» THE EXERCISE
Write out all lines holding the word "styles".

» STORED DATA
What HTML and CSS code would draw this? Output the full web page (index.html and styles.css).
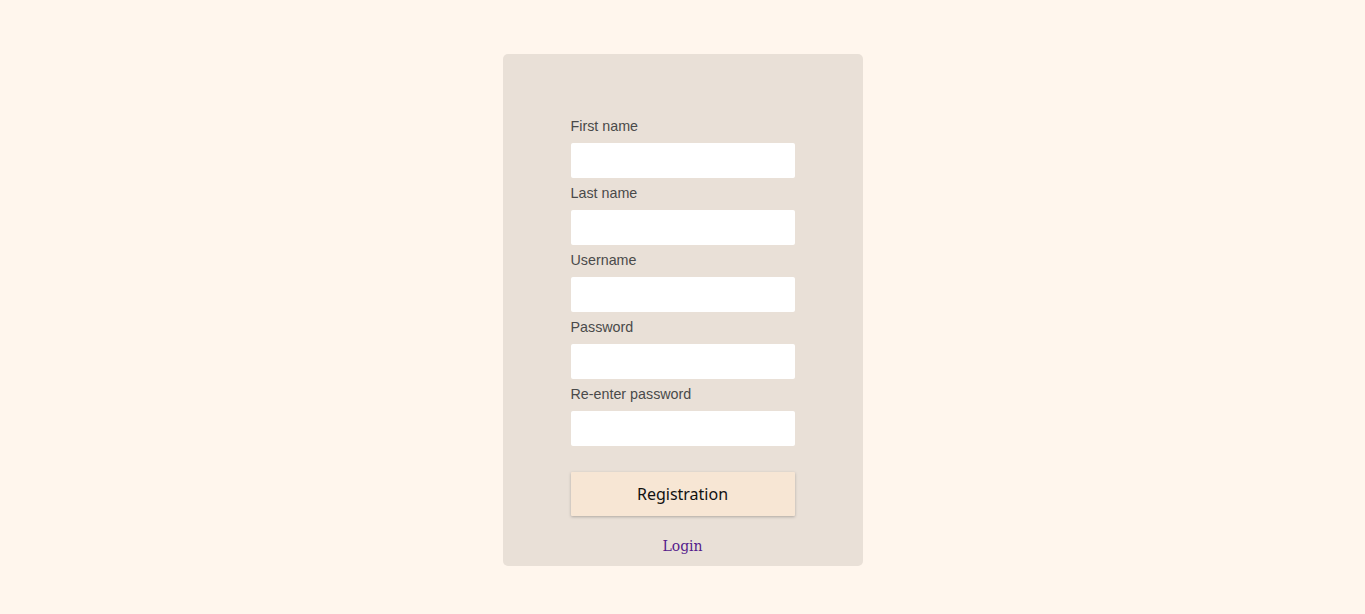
FILE: index.html
```html
<!DOCTYPE html>
<html lang="en">
<head>
<meta charset="utf-8">
<title>Registration</title>
<link rel="stylesheet" href="styles.css">
</head>
<body>
<main class="page">
  <form class="card">
    <div class="field">
      <label class="label" for="fn">First name</label>
      <input class="input" id="fn" type="text">
    </div>
    <div class="field">
      <label class="label" for="ln">Last name</label>
      <input class="input" id="ln" type="text">
    </div>
    <div class="field">
      <label class="label" for="un">Username</label>
      <input class="input" id="un" type="text">
    </div>
    <div class="field">
      <label class="label" for="pw">Password</label>
      <input class="input" id="pw" type="password">
    </div>
    <div class="field">
      <label class="label" for="pw2">Re-enter password</label>
      <input class="input" id="pw2" type="password">
    </div>
    <button class="button" type="button">Registration</button>
    <a class="link" href="#">Login</a>
  </form>
</main>
</body>
</html>
```
FILE: styles.css
```css
html, body {
  margin: 0;
  padding: 0;
  background: #fff6ed;
}
.page {
  display: flex;
  justify-content: center;
  padding-top: 54px;
}
.card {
  box-sizing: border-box;
  width: 360px;
  height: 512px;
  background: #e9e0d7;
  border-radius: 5px;
  padding: 64px 68px 0;
  display: flex;
  flex-direction: column;
  align-items: stretch;
}
.field {
  display: flex;
  flex-direction: column;
  margin-bottom: 7px;
}
.label {
  font-family: "Liberation Sans", Arial, sans-serif;
  font-size: 14.3px;
  line-height: 17px;
  color: #4a4a4a;
  margin-bottom: 8px;
}
.input {
  box-sizing: border-box;
  height: 35px;
  border: none;
  border-radius: 2px;
  background: #ffffff;
  margin: 0;
  padding: 0 8px;
}
.button {
  margin-top: 19px;
  height: 44px;
  border: none;
  border-radius: 1px;
  background: #f7e6d4;
  box-shadow: 0 1px 3px rgba(0, 0, 0, 0.25);
  font-family: "Noto Sans", "Open Sans", sans-serif;
  font-size: 16px;
  color: #111;
  cursor: pointer;
}
.link {
  align-self: center;
  margin-top: 21px;
  font-family: "DejaVu Serif", serif;
  font-size: 14px;
  line-height: 18px;
  color: #551a8b;
  text-decoration: none;
}
```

» SOLVED PROBLEM
What HTML and CSS code would draw this? Output the full web page (index.html and styles.css).
<link rel="stylesheet" href="styles.css">
FILE: styles.css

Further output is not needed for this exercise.